Today, Somalia exists only in name as the country has broken up into tribal Bantustans that are not only slavishly subservient to Ethiopia and Kenya but the puppet leaders of all the mini states go on periodic pilgrimage to Addis Ababa and Nairobi for guidance and blessings from their masters there. The Ethio-Kenyan domination of Somalia goes beyond the expedience of short term political goals and includes long term economic and strategic imperialism that will have dire  consequences on the existence of the Somali nation and eventually on the peace and stability of the Horn of African region as a whole.

It must have been painful therefore for Saeed Hussein to have this catastrophic situation in mind and see his countrymen bickering about inconsequential issues while the fate of the whole nation was at stake.
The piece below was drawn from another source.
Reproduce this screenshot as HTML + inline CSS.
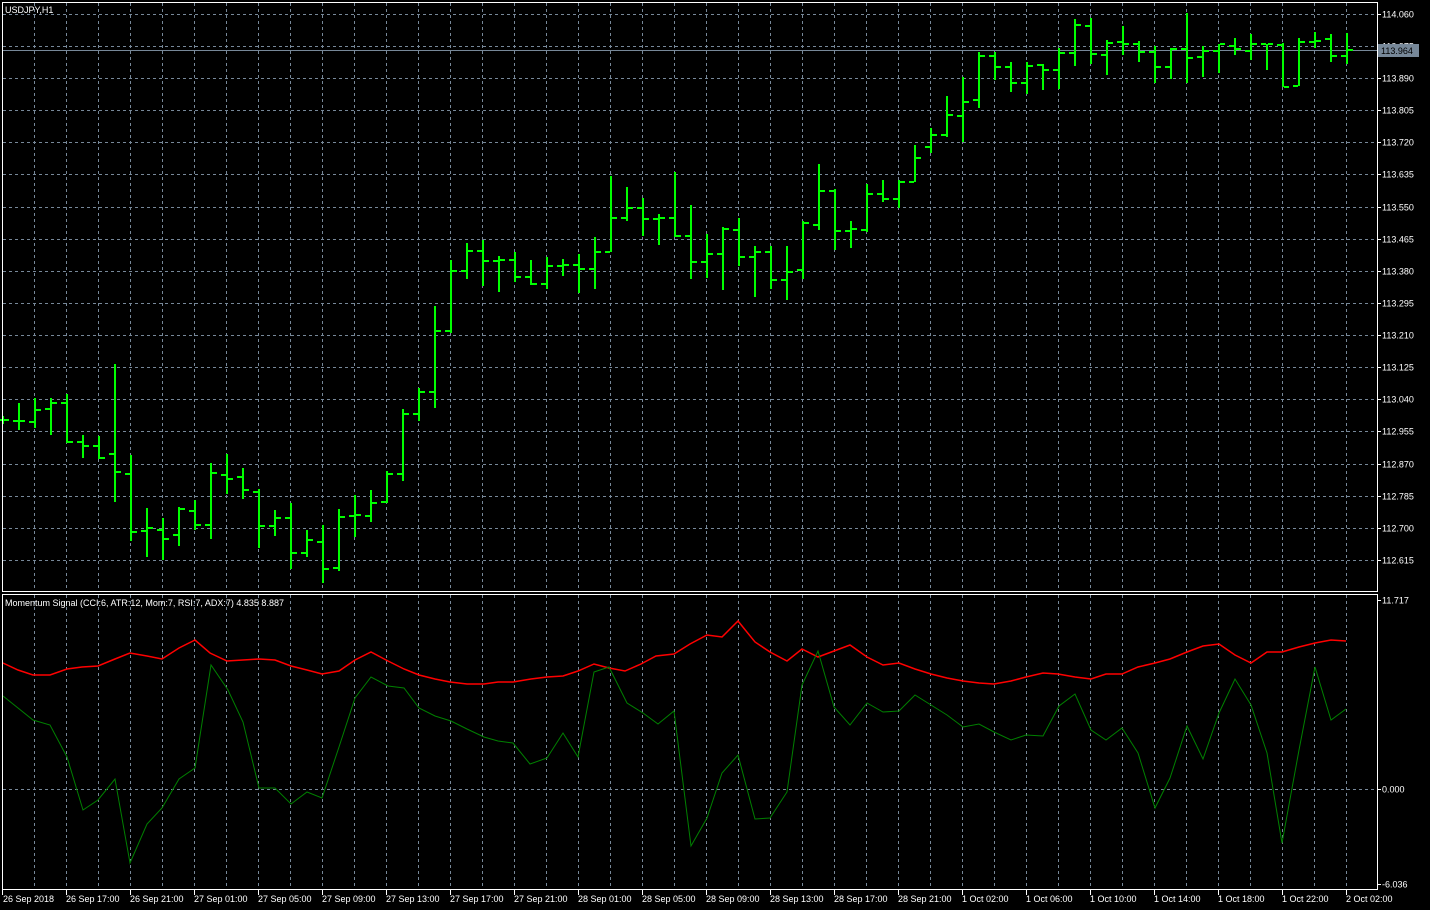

Absolutely, I can feel how Hussein, Somalia’s Trotsky due to his long revolutionary history, and intellectual acuity, can find himself out of place. His torment like that of Dr. Omar Rabi before him reminds me of Nietzsche’s Parable of The Mad Man who kept running in the streets shouting: “God is dead. God remains dead. And we have killed him.” Here Hussein was shouting: “Somalia is dead, Somalism is dead. And we have killed it.” And I can find no more plainly expressive words to capture Hussein’s pain than the final words of Nietzsche’s Mad Man who when he finds that no one understands him says: “I have come too early. My time has not come yet. The tremendous event is still on its way, still travelling - it has not yet reached the ears of men. Lightning and thunder require time, the light of the stars requires time, deeds require time even after they are done, before they can be seen and heard. This deed is still more distant from them than the distant stars - and yet they have done it themselves."

And finally let me throw back the riddle to Mr. Said Jama Hussein and all Somalis by repeating his question: “ii cug!!!”